As someone who likes efficiency,

(and to be quite honest, likes appearing to be smooth and already adept at various activities), those bumbling steps at the beginning can make a task seem insurmountable and un-worth it to me.


It feels like all the hurdles meant for a 400-meter race are lined up base to base and squeezed together in only the first fifteen meters of track.


To try to get over one hurdle is to accidentally knock three down is to get tangled in between them while you’re setting them back up (is this even how you set them up?) is to have to step backward and forward and into your neighbor’s lane all at the same time.


The inelegant redirection and circling back around it takes to get something going is frustrating, but here’s what I’m often discouraged and then encouraged to remember:


You can’t get to the good work until you do the bumbling around.

Those awkward and fidgety first attempts that masquerade as wastes of time are actually the only way to make it to the work that matters.

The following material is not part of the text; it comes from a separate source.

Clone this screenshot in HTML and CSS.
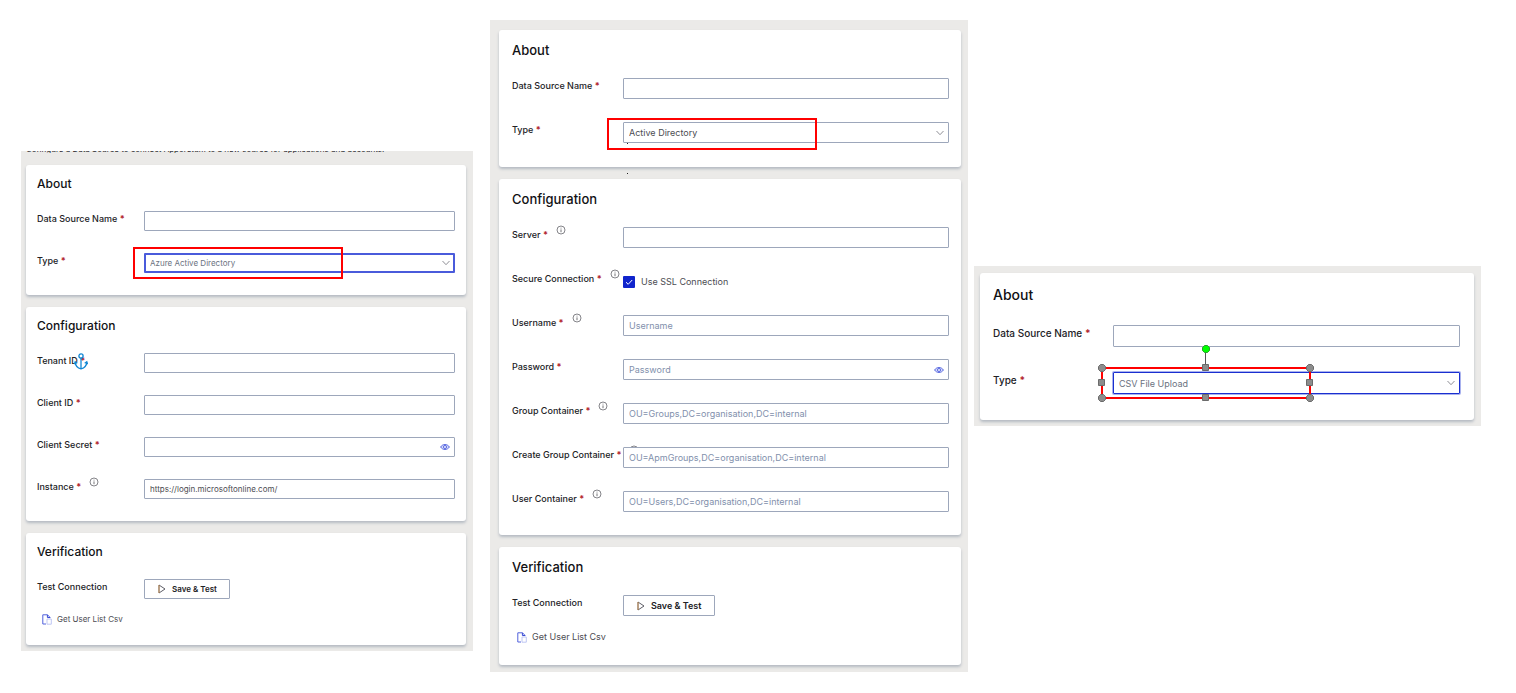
FILE: index.html
```html
<!DOCTYPE html>
<html lang="en">
<head>
<meta charset="utf-8">
<title>Data source types</title>
<link rel="stylesheet" href="styles.css">
</head>
<body>
<svg class="sprite" aria-hidden="true">
  <symbol id="chevron" viewBox="0 0 8 6"><path d="M0.5 1 L4 4.7 L7.5 1" fill="none" stroke="currentColor"/></symbol>
  <symbol id="info" viewBox="0 0 10 10"><circle cx="5" cy="5" r="4" fill="none" stroke="currentColor" stroke-width=".8"/><path d="M5 4.4V7.2M5 2.7V3.5" stroke="currentColor" stroke-width=".9"/></symbol>
  <symbol id="eye" viewBox="0 0 10 8"><path d="M.6 4C2.6 .7 7.4 .7 9.4 4C7.4 7.3 2.6 7.3 .6 4Z" fill="#d5dafa" stroke="#5b6be0"/><circle cx="5" cy="4" r="1.5" fill="#fff" stroke="#4355dc" stroke-width=".9"/></symbol>
  <symbol id="play" viewBox="0 0 8 10"><path d="M1 1V9L7 5Z" fill="#fff" stroke="#4b4b55" stroke-width=".9"/><path d="M1 1V9" stroke="#c98f4e" stroke-width=".9"/></symbol>
  <symbol id="doc" viewBox="0 0 10 11"><path d="M4 10H.8V.8H5.5L8 3.4V4" fill="none" stroke="#5262dc"/><path d="M5.4 .8V3.5H8" fill="none" stroke="#3a4bd4"/><path d="M5 5H9.3V10.2H5Z" fill="#fff" stroke="#b9c1f3" stroke-width=".9"/></symbol>
  <symbol id="anchor" viewBox="0 0 14 17"><g fill="none" stroke="#1187d4" stroke-width="1.3"><circle cx="7" cy="3" r="2.1"/><path d="M7 5.1V15.6M1.2 9.2C1.4 13 3.8 15 7 15.8C10.2 15 12.6 13 12.8 9.2M.3 11.2L1.2 8.8L3.3 10.3M13.7 11.2L12.8 8.8L10.7 10.3"/></g></symbol>
</svg>
<main class="board">

  <section class="panel panel-azure">
    <p class="intro"><span>Configure a Data Source to connect Apporetum to a new source for applications and accounts.</span></p>
    <form class="card">
      <h2>About</h2>
      <div class="row"><label for="a-name">Data Source Name <b>*</b></label><div class="field"><input id="a-name" type="text"></div></div>
      <div class="row"><label for="a-type">Type <b>*</b></label><div class="field focused"><select id="a-type"><option>Azure Active Directory</option></select><svg class="chevron"><use href="#chevron"/></svg><span class="mark"></span></div></div>
    </form>
    <form class="card">
      <h2>Configuration</h2>
      <div class="row"><label for="a-tenant">Tenant ID <b>*</b><svg class="anchor"><use href="#anchor"/></svg></label><div class="field"><input id="a-tenant" type="text"></div></div>
      <div class="row"><label for="a-client">Client ID <b>*</b></label><div class="field"><input id="a-client" type="text"></div></div>
      <div class="row"><label for="a-secret">Client Secret <b>*</b></label><div class="field"><input id="a-secret" type="password"><button class="reveal" type="button" aria-label="Show secret"><svg><use href="#eye"/></svg></button></div></div>
      <div class="row"><label for="a-instance">Instance <b>*</b><svg class="info"><use href="#info"/></svg></label><div class="field"><input id="a-instance" type="text" value="https://login.microsoftonline.com/"></div></div>
    </form>
    <section class="card verify">
      <h2>Verification</h2>
      <div class="row"><span class="label">Test Connection</span><div class="field"><button class="test" type="button"><svg><use href="#play"/></svg>Save &amp; Test</button></div></div>
      <a class="download" href="#"><svg><use href="#doc"/></svg>Get User List Csv</a>
    </section>
  </section>

  <section class="panel panel-ad">
    <form class="card about">
      <h2>About</h2>
      <div class="row"><label for="d-name">Data Source Name <b>*</b></label><div class="field"><input id="d-name" type="text"></div></div>
      <div class="row"><label for="d-type">Type <b>*</b></label><div class="field"><select id="d-type"><option>Active Directory</option></select><svg class="chevron"><use href="#chevron"/></svg><span class="mark"></span><span class="dot"></span><span class="dot dot-low"></span></div></div>
    </form>
    <form class="card">
      <h2>Configuration</h2>
      <div class="row"><label for="d-server">Server <b>*</b><svg class="info"><use href="#info"/></svg></label><div class="field"><input id="d-server" type="text"></div></div>
      <div class="row"><span class="label">Secure Connection <b>*</b><svg class="info"><use href="#info"/></svg></span><div class="field check"><input id="d-ssl" type="checkbox" checked><svg class="tick" viewBox="0 0 12 12"><path d="M3 6.2L5.2 8.3L9.2 4" fill="none" stroke="#fff"/></svg><label for="d-ssl">Use SSL Connection</label></div></div>
      <div class="row"><label for="d-user">Username <b>*</b><svg class="info"><use href="#info"/></svg></label><div class="field"><input id="d-user" type="text" placeholder="Username"></div></div>
      <div class="row"><label for="d-pass">Password <b>*</b></label><div class="field"><input id="d-pass" type="password" placeholder="Password"><button class="reveal" type="button" aria-label="Show password"><svg><use href="#eye"/></svg></button></div></div>
      <div class="row"><label for="d-group">Group Container <b>*</b><svg class="info"><use href="#info"/></svg></label><div class="field"><input id="d-group" type="text" placeholder="OU=Groups,DC=organisation,DC=internal"></div></div>
      <div class="row"><label for="d-create">Create Group Container <b>*</b><svg class="info"><use href="#info"/></svg></label><div class="field"><input id="d-create" type="text" placeholder="OU=ApmGroups,DC=organisation,DC=internal"></div></div>
      <div class="row"><label for="d-users">User Container <b>*</b><svg class="info"><use href="#info"/></svg></label><div class="field"><input id="d-users" type="text" placeholder="OU=Users,DC=organisation,DC=internal"></div></div>
    </form>
    <section class="card verify">
      <h2>Verification</h2>
      <div class="row"><span class="label">Test Connection</span><div class="field"><button class="test" type="button"><svg><use href="#play"/></svg>Save &amp; Test</button></div></div>
      <a class="download" href="#"><svg><use href="#doc"/></svg>Get User List Csv</a>
    </section>
  </section>

  <section class="panel panel-csv">
    <form class="card about">
      <h2>About</h2>
      <div class="row"><label for="c-name">Data Source Name <b>*</b></label><div class="field"><input id="c-name" type="text"></div></div>
      <div class="row"><label for="c-type">Type <b>*</b></label><div class="field focused"><select id="c-type"><option>CSV File Upload</option></select><svg class="chevron"><use href="#chevron"/></svg>
        <svg class="selection" viewBox="0 0 216 58">
          <path d="M107.5 6V24" stroke="#555"/>
          <rect x="4" y="23" width="208" height="30" fill="none" stroke="#f00" stroke-width="2"/>
          <g fill="#8c8c8c" stroke="#6b6b6b">
            <path d="M2.5 19.5h3l2 2v3l-2 2h-3l-2-2v-3zM210.5 19.5h3l2 2v3l-2 2h-3l-2-2v-3zM2.5 49.5h3l2 2v3l-2 2h-3l-2-2v-3zM210.5 49.5h3l2 2v3l-2 2h-3l-2-2v-3z"/>
            <path d="M104.5 19.5h6v6h-6zM104.5 49.5h6v6h-6zM.5 34.5h6v6h-6zM208.5 34.5h6v6h-6z"/>
          </g>
          <path d="M106.500 .5h3l2 2v3l-2 2h-3l-2-2v-3z" fill="#0f0" stroke="#2aa02a"/>
        </svg></div></div>
    </form>
  </section>

</main>
</body>
</html>
```
FILE: styles.css
```css
* { box-sizing: border-box; }

body {
  margin: 0;
  background: #fff;
  color: #222226;
  font-family: Inter, "Liberation Sans", sans-serif;
}

.sprite { position: absolute; width: 0; height: 0; }

.board {
  display: grid;
  grid-template-columns: 452fr 17fr 478fr 6fr 507fr;
  align-items: start;
  padding: 20px 35px 22px 21px;
}

.panel {
  --text: 9px;
  --label: 9px;
  --title: 13px;
  --height: 21px;
  --pitch: 44px;
  --labels: 111px;
  display: flex;
  flex-direction: column;
  gap: 12px;
  background: #ebeae8;
  font-size: var(--text);
}

.panel-azure {
  --text: 8px;
  --title: 12px;
  --height: 20px;
  --pitch: 42px;
  --labels: 107px;
  grid-column: 1;
  margin-top: 131px;
  padding: 0 7px 6px 5px;
}

.panel-ad { grid-column: 3; padding: 10px 7px 7px 9px; }

.panel-csv {
  --label: 10px;
  --title: 14px;
  --height: 22px;
  --pitch: 47px;
  --labels: 120px;
  grid-column: 5;
  margin-top: 246px;
  padding: 7px 7px 6px 6px;
}

.intro {
  display: flex;
  align-items: flex-end;
  height: 2px;
  margin: 0;
  overflow: hidden;
  line-height: 8px;
  white-space: nowrap;
}

.card {
  padding: 12px 12px 0 13px;
  border-radius: 3px;
  background: #fff;
  box-shadow: 0 2px 3px #b4bac2;
}

.panel-azure .card { padding: 11px 11px 0; }
.panel-csv .card { padding: 14px 14px 0 13px; }
.panel .about { padding-bottom: 1px; }

h2 {
  margin: 0 0 20px;
  color: #111114;
  font-size: var(--title);
  font-weight: 500;
  line-height: 16px;
}

.panel-azure h2 { margin-bottom: 19px; }
.panel-csv h2 { margin-bottom: 22px; }

.row {
  display: grid;
  grid-template-columns: var(--labels) minmax(0, 1fr);
  align-items: start;
  min-height: var(--pitch);
}

.row > label, .label {
  position: relative;
  font-size: var(--label);
  font-weight: 500;
  line-height: 16px;
  white-space: nowrap;
}

.row b { color: #b3262e; }

.field {
  position: relative;
  display: flex;
  align-items: center;
  height: var(--height);
}

input[type="text"], input[type="password"], select {
  width: 100%;
  height: 100%;
  margin: 0;
  padding: 0 5px;
  appearance: none;
  border: 1px solid #9da7bb;
  border-radius: 1px;
  background: #fff;
  color: #4c4c52;
  font: inherit;
  outline: 0;
}

input::placeholder { color: #8290ac; opacity: 1; }

.focused select { color: #6b7280; border-color: #1a2fd0; }
.panel-azure .focused select { padding: 0 4px; border: 2px solid #4a5bdb; }
.panel-csv .focused select { box-shadow: 0 0 0 1px #a9b2ee; }

.chevron {
  position: absolute;
  right: 5px;
  width: 8px;
  height: 6px;
  color: #8f8f96;
  pointer-events: none;
}

.info {
  width: 10px;
  height: 10px;
  margin: -4px 0 0 8px;
  color: #66666c;
  vertical-align: 3px;
}

.anchor {
  position: absolute;
  top: 0;
  left: 37px;
  width: 14px;
  height: 17px;
}

.reveal {
  position: absolute;
  right: 5px;
  display: flex;
  padding: 0;
  border: 0;
  background: none;
}

.reveal svg { width: 10px; height: 8px; }

.check input {
  width: 12px;
  height: 12px;
  margin: 0;
  appearance: none;
  border-radius: 1px;
  background: #1024cc;
}

.tick { position: absolute; left: 0; width: 12px; height: 12px; pointer-events: none; }
.check label { margin-left: 6px; color: #4c4c52; }

.test {
  display: flex;
  align-items: center;
  gap: 6px;
  height: 100%;
  padding: 0 12px 0 13px;
  border: 1px solid #9da7bb;
  border-radius: 1px;
  background: #fff;
  color: #222226;
  font: inherit;
  font-weight: 600;
}

.test svg { width: 8px; height: 10px; }

.download {
  display: flex;
  align-items: center;
  gap: 5px;
  width: max-content;
  margin: -9px 0 0 5px;
  color: #4c4c52;
  line-height: 14px;
  text-decoration: none;
}

.download svg { width: 10px; height: 11px; }

.verify { padding-bottom: 19px; }
.panel-azure .verify { padding-bottom: 19px; }
.panel-ad .verify { padding-bottom: 21px; }

.mark {
  position: absolute;
  top: -6px;
  left: -11px;
  width: 210px;
  height: 32px;
  border: 2px solid #f00;
  pointer-events: none;
}

.panel-ad .mark { top: -4px; left: -16px; }

.dot {
  position: absolute;
  top: 21px;
  left: 4px;
  width: 1px;
  height: 1px;
  background: #222;
}

.dot-low { top: 51px; }

.selection {
  position: absolute;
  top: -27px;
  left: -15px;
  width: 216px;
  height: 58px;
  pointer-events: none;
}
```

Meaningful moments of process settle on us after a thousand tiny other moments that felt like what-not-to-dos. The rough drafts and first rounds and dress rehearsals I wish I could fast-forward through to arrive at a place where I’m actually doing something actually are the doing something.


Sometimes there is simply no graceful way to begin.

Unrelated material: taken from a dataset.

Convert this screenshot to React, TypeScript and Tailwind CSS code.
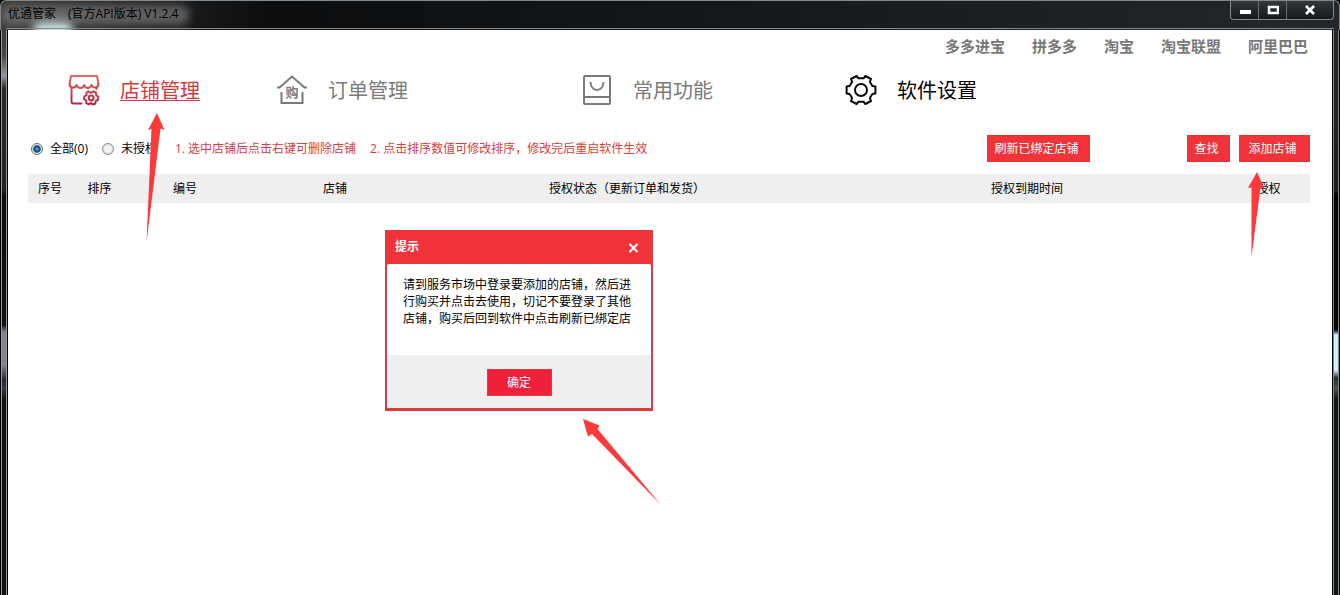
import React, { useState } from 'react';

const topLinks = ['多多进宝', '拼多多', '淘宝', '淘宝联盟', '阿里巴巴'];

const columns = [
  { label: '序号', className: 'w-[44px]' },
  { label: '排序', className: 'w-[55px]' },
  { label: '编号', className: 'w-[116px]' },
  { label: '店铺', className: 'w-[184px]' },
  { label: '授权状态（更新订单和发货）', className: '' },
  { label: '授权到期时间', className: '' },
  { label: '授权', className: 'w-[83px]' },
];

function ShopIcon() {
  return (
    <svg width="32" height="32" viewBox="0 0 32 32" fill="none" stroke="url(#shop)" strokeWidth="2" strokeLinejoin="round" strokeLinecap="round">
      <defs>
        <linearGradient id="shop" x1="0" y1="0" x2="0" y2="32" gradientUnits="userSpaceOnUse">
          <stop offset="0" stopColor="#e8685e" />
          <stop offset="1" stopColor="#b4203c" />
        </linearGradient>
      </defs>
      <path d="M3 2H29L30.500 10C30.500 14 25 15 23.500 11C22 15 17.500 15 16.200 11C15 15 10 15 8.700 11C7 15 1.500 14 1.500 10Z" />
      <path d="M3.500 14V27.500Q3.500 29.500 5.500 29.500H13.500" />
      <path d="M28.500 14V15" />
      <path d="M20.500 17.300L23 18.800L25.500 17.300L28 18.500L28.200 21.200L30.500 23L29.800 26L27.800 27L27.200 29.800L24.800 30.500L23 29L20.500 30.300L18.300 29L18.200 26.500L16 25L16.300 22.300L18.500 21.200L18.500 18.500Z" />
      <circle cx="23.200" cy="24" r="2.400" />
    </svg>
  );
}

function OrderIcon() {
  return (
    <svg width="32" height="32" viewBox="0 0 32 32" fill="none" stroke="#7a7a7a" strokeWidth="2">
      <path d="M1 13.500H3.500L16 2.500L28.500 13.500H31" />
      <path d="M5.500 18V29H26.500V18" />
      <text x="16" y="23" textAnchor="middle" fontSize="13" fontWeight="bold" fill="#7a7a7a" stroke="none">购</text>
    </svg>
  );
}

function BagIcon() {
  return (
    <svg width="32" height="32" viewBox="0 0 32 32" fill="none" stroke="#7a7a7a" strokeWidth="2">
      <rect x="3" y="2" width="26" height="28" rx="1" />
      <path d="M3 23H29" />
      <path d="M9.500 8C10 18.500 22 18.500 22.500 8" />
    </svg>
  );
}

function GearIcon() {
  return (
    <svg width="32" height="32" viewBox="0 0 32 32" fill="none" stroke="#0a0a0a" strokeWidth="2" strokeLinejoin="round">
      <path d="M30.400 19.400L27.400 19.900L24.900 24L26 27L20.400 30L18.500 27.700H13.500L11.600 30L6 27L7.100 24L4.600 19.900L1.600 19.400V12.600L4.600 12.100L7.100 8L6 5L11.600 2L13.500 4.300H18.500L20.400 2L26 5L24.900 8L27.400 12.100L30.400 12.600Z" />
      <circle cx="16" cy="16" r="6" />
    </svg>
  );
}

const navItems = [
  { label: '店铺管理', Icon: ShopIcon, className: 'text-[#d23a3e] underline decoration-1 underline-offset-2' },
  { label: '订单管理', Icon: OrderIcon, className: 'text-[#7a7a7a]' },
  { label: '常用功能', Icon: BagIcon, className: 'text-[#7a7a7a]' },
  { label: '软件设置', Icon: GearIcon, className: 'text-black' },
];

function TitleBar() {
  return (
    <header className="relative flex h-[30px] items-start justify-between overflow-hidden rounded-t-md border-x border-t border-[#85888a] bg-linear-to-r from-[#3a3a3b] via-[#0b0d0f] via-20% to-[#24282a] pl-[7px]">
      <div className="absolute top-[18px] left-8 h-5 w-10 rounded-full bg-[#d5f2f0] blur-xs" />
      <div className="absolute top-1 left-0 h-5 w-[188px] rounded-lg bg-[#7b7b7b]/70 blur-xs" />
      <h1 className="relative flex gap-3 pt-[5px] text-xs text-black">
        <span>优通管家</span>
        <span>(官方API版本) V1.2.4</span>
      </h1>
      <div className="relative mr-[5px] flex h-[19px] rounded-b border-x border-b border-[#85888a] bg-linear-to-b from-[#34383a] to-[#15191b]">
        <button aria-label="最小化" className="flex w-7 items-center justify-center border-r border-[#6d7072] pt-1">
          <svg width="12" height="6" viewBox="0 0 12 6"><rect x="1" y="1" width="11" height="4" fill="#fff" /></svg>
        </button>
        <button aria-label="最大化" className="flex w-7 items-center justify-center border-r border-[#6d7072]">
          <svg width="12" height="10" viewBox="0 0 12 10"><rect x="2" y="2" width="9" height="6" fill="none" stroke="#fff" strokeWidth="2.500" /></svg>
        </button>
        <button aria-label="关闭" className="flex w-[46px] items-center justify-center">
          <svg width="12" height="10" viewBox="0 0 12 10"><path d="M2 1L10 9M10 1L2 9" stroke="#fff" strokeWidth="2.500" /></svg>
        </button>
      </div>
      <div className="absolute inset-x-[5px] bottom-px h-px bg-[#85888a]" />
    </header>
  );
}

function RadioOption({ label, checked, onChange }: { label: string; checked: boolean; onChange: () => void }) {
  return (
    <label className="flex items-center gap-[7px]">
      <input
        type="radio"
        name="shop-filter"
        checked={checked}
        onChange={onChange}
        className="size-3 appearance-none rounded-full border border-[#8e8f8f] bg-radial from-[#f4f4f4] from-40% to-[#c5c9cd] checked:border-[#5d6f7c] checked:from-[#2aa5d8] checked:from-10% checked:via-[#123c5c] checked:via-45% checked:to-[#e4eaee] checked:to-60%"
      />
      {label}
    </label>
  );
}

function Dialog({ onClose }: { onClose: () => void }) {
  return (
    <div role="dialog" aria-labelledby="dialog-title" className="absolute top-[230px] left-[385px] w-[268px] border-x-2 border-b-3 border-[#dc3d42] bg-[#ef3338]">
      <div className="flex h-[34px] items-center justify-between pr-3 pl-2 text-white">
        <h2 id="dialog-title" className="text-xs font-bold">提示</h2>
        <button aria-label="关闭" onClick={onClose}>
          <svg width="11" height="11" viewBox="0 0 11 11"><path d="M1.500 2L9.500 10M9.500 2L1.500 10" stroke="#fff" strokeWidth="2" /></svg>
        </button>
      </div>
      <p className="h-[91px] rounded-t-xs bg-white pt-3 pr-5 pl-4 text-xs leading-[17px] text-black">
        请到服务市场中登录要添加的店铺，然后进行购买并点击去使用，切记不要登录了其他店铺，购买后回到软件中点击刷新已绑定店
      </p>
      <div className="flex h-[53px] items-end justify-center bg-[#efefef] pb-3">
        <button onClick={onClose} className="h-[27px] w-[65px] border border-[#dc3d42] bg-[#f01f3a] text-xs text-white">确定</button>
      </div>
    </div>
  );
}

export default function App() {
  const [filter, setFilter] = useState('all');
  const [open, setOpen] = useState(true);

  return (
    <div className="relative flex min-h-screen flex-col bg-black font-['Open_Sans','Noto_Sans_CJK_SC',sans-serif] text-xs text-black">
      <TitleBar />

      <div className="flex flex-1">
        <div className="flex w-2 pr-px pl-px">
          <div className="flex-1 border-x border-[#9a9a9c] bg-[linear-gradient(to_bottom,#3a3a3b_0px,#4d4644_26px,#8f9aa6_46px,#29292b_58px,#222_160px,#0c0b0d_165px,#131214_295px,#80828f_302px,#80828f_335px,#222830_350px,#303a45_358px,#111_370px)]" />
        </div>

        <main className="min-w-0 flex-1 bg-white">
          <nav className="flex h-8 items-center justify-end gap-[27px] pr-6 text-[15px] font-bold text-[#777]">
            {topLinks.map((link) => (
              <a key={link} href="#">{link}</a>
            ))}
          </nav>

          <nav className="grid h-14 grid-cols-[208px_305px_264px_auto] items-center pl-[60px]">
            {navItems.map(({ label, Icon, className }) => (
              <a key={label} href="#" className="flex items-center gap-5 text-xl">
                <Icon />
                <span className={`pt-0.5 ${className}`}>{label}</span>
              </a>
            ))}
          </nav>

          <div className="mt-[17px] flex h-[27px] items-center pr-[22px] pl-[23px]">
            <div className="flex gap-[14px]">
              <RadioOption label="全部(0)" checked={filter === 'all'} onChange={() => setFilter('all')} />
              <RadioOption label="未授权" checked={filter === 'none'} onChange={() => setFilter('none')} />
            </div>
            <p className="ml-[18px] flex gap-[14px] text-[#d64040]">
              <span>1. 选中店铺后点击右键可删除店铺</span>
              <span>2. 点击排序数值可修改排序，修改完后重启软件生效</span>
            </p>
            <div className="ml-auto flex text-white">
              <button className="mr-[97px] h-[27px] w-[103px] bg-[#ef3338] pr-1">刷新已绑定店铺</button>
              <button className="mr-[9px] h-[27px] w-[43px] bg-[#ef3338] pr-1">查找</button>
              <button onClick={() => setOpen(true)} className="h-[27px] w-[71px] bg-[#ef3338] pr-1">添加店铺</button>
            </div>
          </div>

          <div className="mt-3 pr-[22px] pl-5">
            <table className="w-full table-fixed bg-[#efefef]">
              <thead>
                <tr className="h-[29px]">
                  {columns.map((col) => (
                    <th key={col.label} className={`p-0 text-center font-normal ${col.className}`}>{col.label}</th>
                  ))}
                </tr>
              </thead>
            </table>
          </div>
        </main>

        <div className="flex w-2 pr-px pl-px">
          <div className="flex-1 border-x border-[#85888a] bg-[linear-gradient(to_bottom,#24282a_0px,#1a1d1f_160px,#000508_165px,#000508_300px,#d5eeff_305px,#d5eeff_340px,#222a2e_348px,#4a5257_358px,#0c1417_370px)]" />
        </div>
      </div>

      {open && <Dialog onClose={() => setOpen(false)} />}

      {/* guide arrows */}
      <svg className="pointer-events-none absolute top-[113px] left-[145px]" width="20" height="130" viewBox="0 0 20 130">
        <path d="M12 0L19.500 17L15.500 15.500L1.500 129.500L6.500 16L3 17Z" fill="#fb3a3a" />
      </svg>
      <svg className="pointer-events-none absolute top-[172px] left-[1247px]" width="20" height="86" viewBox="0 0 20 86">
        <path d="M10 0L17.500 16.500L13.500 15.500L4.500 85L4.500 15.500L1 16Z" fill="#fb3a3a" />
      </svg>
      <svg className="pointer-events-none absolute top-[419px] left-[583px]" width="80" height="88" viewBox="0 0 80 88">
        <path d="M0 0L16.500 6.500L14.500 10L78 86L9 15L5 17.500Z" fill="#fb3a3a" />
      </svg>
    </div>
  );
}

Before the ritual of productive routine and the satisfaction of honed discipline have taken shape, you’re just fumbling over crowded hurdles wondering if adding twice as much of whatever tandoori is as the recipe calls for was a good idea. Effective and hitting-your-stride and energizing come after and only after clunky and feels-like-amateur-hour and cumbersome.


I’m far too often daunted by the clumsy start of things.

Whatever the work of our days looks like, at the beginning of a new season, a new project, or sometimes just at the beginning of a new morning, we have to be willing to stumble along uneven steps before our work feels fruitful.


I want to stop trying or expecting to embody some kind of automatic, polished gracefulness in my beginnings, and instead practice knowing that there is grace for my beginnings, chicken-tikka-masala-related or otherwise.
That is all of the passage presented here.